See my reply to the next patch for more on this. Also I was thinking about
the "no zero fsid" restriction. I understand where you are coming from but
IMO FAN_REPORT_FID can be useful even if the filesystem doesn't support
fsid - e.g. if you create a notification group and put there marks  only for
one filesystem, then you don't need the fsid part at all. I don't have a
strong opinion on this (we can always enable this functionality later if we
want) but wanted to run this by you.

								Honza
Amir Goldstein Nov. 29, 2018, 11:03 a.m. UTC | #3
On Thu, Nov 29, 2018 at 11:46 AM Jan Kara <jack@suse.cz> wrote:
>
> On Sun 25-11-18 15:43:47, Amir Goldstein wrote:
> > When setting up an fanotify listener, user may request to get fid
> > information in event instead of an open file descriptor.
> >
> > The fid obtained with event on a watched object contains the file
> > handle returned by name_to_handle_at(2) and fsid returned by statfs(2).
> >
> > When setting a mark, we need to make sure that the filesystem
> > supports encoding file handles with name_to_handle_at(2) and that
> > statfs(2) encodes a non-zero fsid.
> ...
> > diff --git a/fs/notify/fanotify/fanotify_user.c b/fs/notify/fanotify/fanotify_user.c
> > index ea8e81a3e80b..d7aa2f392a64 100644
> > --- a/fs/notify/fanotify/fanotify_user.c
> > +++ b/fs/notify/fanotify/fanotify_user.c
> > @@ -857,6 +859,49 @@ SYSCALL_DEFINE2(fanotify_init, unsigned int, flags, unsigned int, event_f_flags)
> >       return fd;
> >  }
> >
> > +/* Check if filesystem can encode a unique fid */
> > +static int fanotify_test_fid(struct path *path)
> > +{
> > +     struct kstatfs stat, root_stat;
> > +     int err;
> > +
> > +     /*
> > +      * Make sure path is not in filesystem with zero fsid (e.g. tmpfs).
> > +      * TODO: cache fsid in the mark connector.
> > +      */
>
> TODO in a submitted patch looks strange (looks like the patch isn't done
> yet ;)) and in this particular case the code is perfectly justified even
> without talking about future functionality...
>

Not to mention that I forgot to remove the TODO in the patch that adds
cached fsid ;-)

> > +     err = vfs_statfs(path, &stat);
> > +     if (err)
> > +             return err;
> > +
> > +     if (!stat.f_fsid.val[0] && !stat.f_fsid.val[1])
> > +             return -ENODEV;
> > +
> > +     /*
> > +      * Make sure path is not inside a filesystem subvolume (e.g. btrfs)
> > +      * which uses a different fsid than sb root.
> > +      */
> > +     err = statfs_by_dentry(path->dentry->d_sb->s_root, &root_stat);
> > +     if (err)
> > +             return err;
> > +
> > +     if (root_stat.f_fsid.val[0] != stat.f_fsid.val[0] ||
> > +         root_stat.f_fsid.val[1] != stat.f_fsid.val[1])
> > +             return -EXDEV;
>
> I think inode watches in subvolumes are actually fine?

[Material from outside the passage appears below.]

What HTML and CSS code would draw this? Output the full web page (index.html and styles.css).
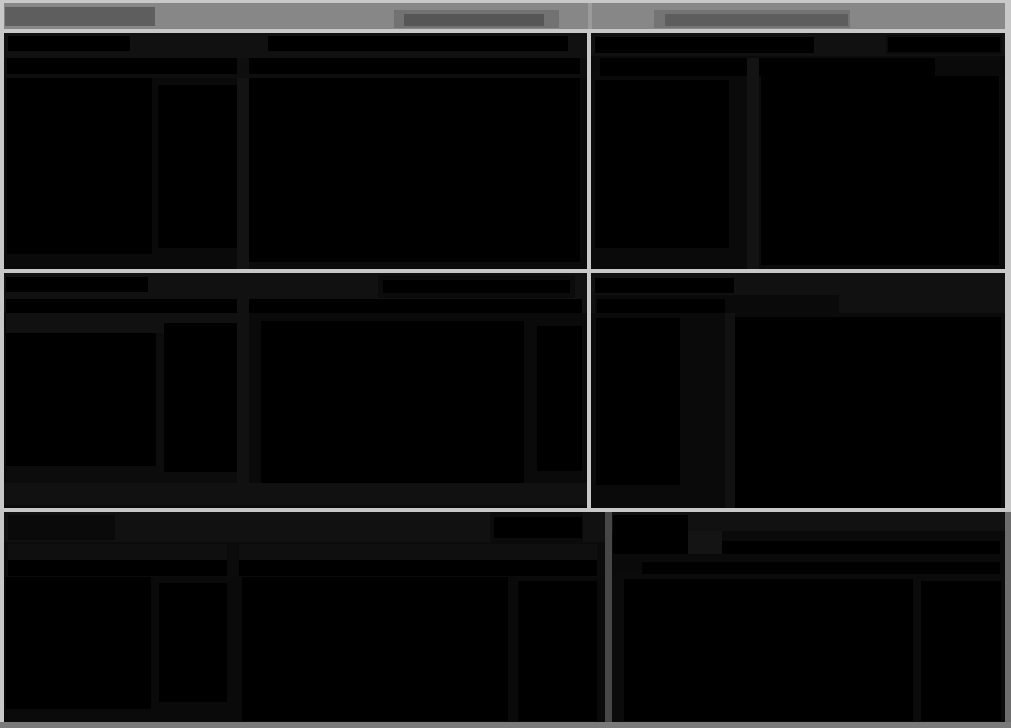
FILE: index.html
```html
<!DOCTYPE html>
<html>

<head>
    <meta charset="utf-8">
    <meta name="viewport" content="width=device-width, initial-scale=1.0">
    <title>Panels</title>
    <link rel="stylesheet" href="styles.css">
</head>

<body>
    <div class="screen">
        <!-- top bar -->
        <div class="topbar">
            <div class="tb-left">
                <span class="chip"></span>
                <span class="slot slot-a"><span></span></span>
            </div>
            <div class="tb-right">
                <span class="slot slot-b"><span></span></span>
            </div>
        </div>

        <!-- first row -->
        <div class="row">
            <section class="panel p1">
                <div class="hd"><i class="a"></i><i class="b"></i></div>
                <div class="tabs"><i class="a"></i><i class="b"></i></div>
                <div class="bd">
                    <div class="side"><i class="a"></i><i class="b"></i></div>
                    <b class="rule"></b>
                    <i class="main"></i>
                </div>
            </section>
            <section class="panel p2">
                <div class="hd"><i class="a"></i><i class="b"></i></div>
                <div class="tabs"><i class="a"></i><b class="rule"></b><i class="b"></i></div>
                <div class="bd">
                    <div class="side"><i class="a"></i></div>
                    <b class="rule"></b>
                    <i class="main"></i>
                </div>
            </section>
        </div>

        <!-- second row -->
        <div class="row">
            <section class="panel p3">
                <div class="hd"><i class="a"></i><i class="b"></i></div>
                <div class="tabs"><i class="a"></i><b class="rule"></b><i class="b"></i></div>
                <div class="bd">
                    <div class="side"><i class="a"></i><i class="b"></i></div>
                    <b class="rule"></b>
                    <div class="area"><i class="a"></i><i class="b"></i></div>
                </div>
                <div class="ft"></div>
            </section>
            <section class="panel p4">
                <div class="hd"><i class="a"></i></div>
                <div class="tabs">
                    <div class="grp"><i></i></div>
                </div>
                <div class="bd">
                    <div class="side"><i class="a"></i></div>
                    <b class="rule"></b>
                    <i class="main"></i>
                </div>
            </section>
        </div>

        <!-- third row -->
        <div class="row row-3">
            <section class="panel p5">
                <div class="hd"><i class="a"></i><i class="b"></i></div>
                <div class="tabs t1"><i class="a"></i><b class="rule"></b><i class="b"></i></div>
                <div class="tabs t2"><i class="a"></i><b class="rule"></b><i class="b"></i></div>
                <div class="bd"><i class="a"></i><i class="b"></i><i class="c"></i><i class="d"></i></div>
            </section>
            <section class="panel p6">
                <div class="hd"><i class="a"></i></div>
                <div class="r2"><i class="a"></i><b class="lt"></b><i class="b"></i></div>
                <div class="r4"><i class="a"></i></div>
                <div class="bd"><i class="a"></i><i class="b"></i></div>
            </section>
        </div>
    </div>
</body>

</html>
```

FILE: styles.css
```css
* {
    box-sizing: border-box;
}

html,
body {
    margin: 0;
    background: #6e6e6e;
    font-family: "Liberation Sans", Arial, sans-serif;
}

.screen {
    width: 1011px;
    height: 728px;
    display: grid;
    grid-template-rows: 26px 236px 235px 210px;
    row-gap: 4px;
    padding: 3px 6px 0 4px;
    border-bottom: 6px solid #7a7a7a;
    background: #c8c8c8;
}

/* top bar */
.topbar {
    display: flex;
    background: #878787;
}

.tb-left {
    width: 588px;
    display: flex;
    align-items: flex-start;
    border-right: 4px solid #9b9b9b;
}

.tb-right {
    flex: 1;
    display: flex;
    align-items: flex-start;
}

.chip {
    display: block;
    width: 150px;
    height: 19px;
    margin: 4px 0 0 1px;
    background: #5e5e5e;
}

.slot {
    display: block;
    height: 18px;
    margin-top: 7px;
    background: #727272;
}

.slot span {
    display: block;
    height: 12px;
    background: #565656;
}

.slot-a {
    width: 165px;
    margin-left: 239px;
    padding: 4px 15px 2px 10px;
}

.slot-b {
    width: 196px;
    margin-left: 62px;
    padding: 4px 2px 2px 11px;
    background: #747474;
}

.slot-b span {
    background: #5d5d5d;
}

/* rows */
.row {
    display: grid;
    grid-template-columns: 583px 414px;
    column-gap: 4px;
}

.row-3 {
    grid-template-columns: 601px 399px;
    column-gap: 7px;
    margin-right: -6px;
    background: #474747;
}

/* panels */
.panel {
    display: flex;
    flex-direction: column;
    overflow: hidden;
    background: #0b0b0b;
}

.panel i {
    display: block;
    flex: none;
    background: #000;
}

.hd,
.tabs,
.bd,
.r2,
.r4 {
    display: flex;
    align-items: flex-start;
    flex: none;
}

.bd {
    align-items: stretch;
}

.side,
.area {
    display: flex;
    align-items: flex-start;
    flex: none;
    background: #0a0a0a;
}

.rule {
    display: block;
    flex: none;
    width: 12px;
    align-self: stretch;
    background: #131313;
}

/* panel 1 */
.p1 .hd {
    height: 25px;
    padding: 3px 0 0 4px;
    background: #111;
}

.p1 .hd .a {
    width: 122px;
    height: 15px;
}

.p1 .hd .b {
    width: 300px;
    height: 15px;
    margin-left: 138px;
}

.p1 .tabs {
    height: 20px;
    padding: 0 0 4px 3px;
    background: #0e0e0e;
}

.p1 .tabs .a {
    width: 230px;
    height: 16px;
}

.p1 .tabs .b {
    width: 331px;
    height: 16px;
    margin-left: 12px;
}

.p1 .bd {
    flex: 1;
    padding-left: 3px;
}

.p1 .side {
    width: 230px;
}

.p1 .side .a {
    width: 145px;
    height: 176px;
}

.p1 .side .b {
    width: 79px;
    height: 163px;
    margin: 7px 0 0 6px;
}

.p1 .main {
    width: 331px;
    height: 184px;
}

/* panel 2 */
.p2 .hd {
    height: 25px;
    padding: 4px 0 0 4px;
    background: #111;
    border-bottom: 2px solid #0b0b0b;
}

.p2 .hd .a {
    width: 219px;
    height: 16px;
}

.p2 .hd .b {
    width: 116px;
    height: 19px;
    margin: -2px 0 0 72px;
    border: 2px solid #0b0b0b;
}

.p2 .tabs {
    height: 18px;
    padding-left: 9px;
    background: #0a0a0a;
}

.p2 .tabs .a {
    width: 147px;
    height: 18px;
}

.p2 .tabs .b {
    width: 176px;
    height: 18px;
}

.p2 .bd {
    flex: 1;
    padding-left: 4px;
}

.p2 .side {
    width: 152px;
}

.p2 .side .a {
    width: 134px;
    height: 168px;
    margin-top: 4px;
}

.p2 .main {
    width: 238px;
    height: 189px;
    margin-left: 2px;
}

/* panel 3 */
.p3 .hd {
    height: 26px;
    padding: 4px 0 0 2px;
    background: #111;
}

.p3 .hd .a {
    width: 142px;
    height: 15px;
}

.p3 .hd .b {
    width: 197px;
    height: 23px;
    margin: -2px 0 0 230px;
    border: 5px solid #0b0b0b;
}

.p3 .tabs {
    height: 14px;
    padding-left: 2px;
    background: #111;
}

.p3 .tabs .a {
    width: 231px;
    height: 14px;
}

.p3 .tabs .b {
    width: 333px;
    height: 14px;
}

.p3 .bd {
    height: 170px;
    padding-left: 2px;
}

.p3 .side {
    width: 231px;
    background: linear-gradient(#111 20px, #0c0c0c 20px);
}

.p3 .side .a {
    width: 150px;
    height: 133px;
    margin-top: 20px;
}

.p3 .side .b {
    width: 73px;
    height: 149px;
    margin: 10px 0 0 8px;
}

.p3 .rule {
    background: #111;
}

.p3 .area {
    width: 333px;
}

.p3 .area .a {
    width: 263px;
    height: 162px;
    margin: 8px 0 0 12px;
}

.p3 .area .b {
    width: 45px;
    height: 145px;
    margin: 13px 0 0 13px;
}

.p3 .ft {
    flex: 1;
    border-bottom: 3px solid #0b0b0b;
    background: #111;
}

/* panel 4 */
.p4 .hd {
    height: 22px;
    padding: 5px 0 0 4px;
    background: #111;
}

.p4 .hd .a {
    width: 139px;
    height: 15px;
}

.p4 .tabs {
    height: 18px;
    padding-left: 4px;
    background: #111;
}

.p4 .grp {
    width: 244px;
    height: 18px;
    padding: 4px 0 0 2px;
    background: #0a0a0a;
}

.p4 .grp i {
    width: 128px;
    height: 14px;
}

.p4 .bd {
    flex: 1;
    padding-left: 5px;
}

.p4 .side {
    width: 129px;
}

.p4 .side .a {
    width: 84px;
    height: 167px;
    margin-top: 5px;
}

.p4 .rule {
    width: 10px;
    background: #111;
}

.p4 .main {
    width: 266px;
    margin-top: 4px;
}

/* panel 5 */
.p5 .hd {
    height: 30px;
    padding-left: 4px;
    background: #111;
}

.p5 .hd .a {
    width: 107px;
    height: 25px;
    margin-top: 3px;
    background: #0a0a0a;
}

.p5 .hd .b {
    width: 93px;
    height: 30px;
    margin-left: 375px;
    border-style: solid;
    border-color: #0b0b0b;
    border-width: 5px 1px 4px 4px;
}

.p5 .tabs {
    height: 16px;
    padding-left: 4px;
}

.p5 .t1 {
    margin-top: 2px;
}

.p5 .tabs .a {
    width: 219px;
    height: 16px;
}

.p5 .tabs .b {
    width: 358px;
    height: 16px;
}

.p5 .t1 .a,
.p5 .t1 .b {
    background: #0f0f0f;
}

.p5 .rule {
    background: #0b0b0b;
}

.p5 .bd {
    flex: 1;
    margin-top: 1px;
    padding-left: 2px;
    align-items: flex-start;
    background: #0a0a0a;
}

.p5 .bd .a {
    width: 145px;
    height: 132px;
}

.p5 .bd .b {
    width: 68px;
    height: 119px;
    margin: 6px 0 0 8px;
}

.p5 .bd .c {
    width: 266px;
    height: 144px;
    margin-left: 15px;
}

.p5 .bd .d {
    width: 79px;
    height: 140px;
    margin: 4px 0 0 10px;
}

/* panel 6 */
.p6 {
    border-right: 6px solid #6d6d6d;
}

.p6 .hd {
    height: 19px;
    background: #111;
}

.p6 .hd .a {
    width: 75px;
    height: 16px;
    margin: 3px 0 0 1px;
}

.p6 .r2 {
    height: 23px;
    background: #0a0a0a;
}

.p6 .r2 .a {
    width: 75px;
    height: 23px;
    margin-left: 1px;
}

.p6 .lt {
    display: block;
    width: 34px;
    height: 23px;
    background: #141414;
}

.p6 .r2 .b {
    width: 278px;
    height: 13px;
    margin-top: 10px;
}

.p6 .r4 {
    height: 20px;
    padding: 8px 0 0 30px;
    background: #0a0a0a;
}

.p6 .r4 .a {
    width: 358px;
    height: 12px;
}

.p6 .bd {
    flex: 1;
    margin-top: 5px;
    padding-left: 12px;
    align-items: flex-start;
}

.p6 .bd .a {
    width: 289px;
    height: 142px;
}

.p6 .bd .b {
    width: 80px;
    height: 140px;
    margin: 2px 0 0 8px;
}
```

The same fs object
> is going to get different struct inode for different subvolumes if I
> remember right. So there won't be any surprises with unexpected fsid being
> reported.
>
> Also mount watches are actually fine for subvolume as different subvolumes
> appear as different mountpoints, don't they? And I think implementation
> that would have different fsid for inodes in the same mountpoint would be
> indeed very weird. So again no problem with fsid mismatch.
>
> So we need this check only for superblock watches.
>

Not so simple (or is it?).
If a group has inode, mount and filesystem marks, not all added at the
same time.
When event on an object that is associated with all the above marks,
which cached fsid should be used in the report?
Naturally, it makes sense to prefer to more accurate fsid of mount/inode
over the broader fsid of filesystem. Right?
But what happens when mount/inode marks are removed?
Or if filesystem has events in the mask that inode/mount do not?
Then the same object reports events with different fsid depending
on the type of event and time it took place (which marks existed).

Not a good situation to get ourselves into.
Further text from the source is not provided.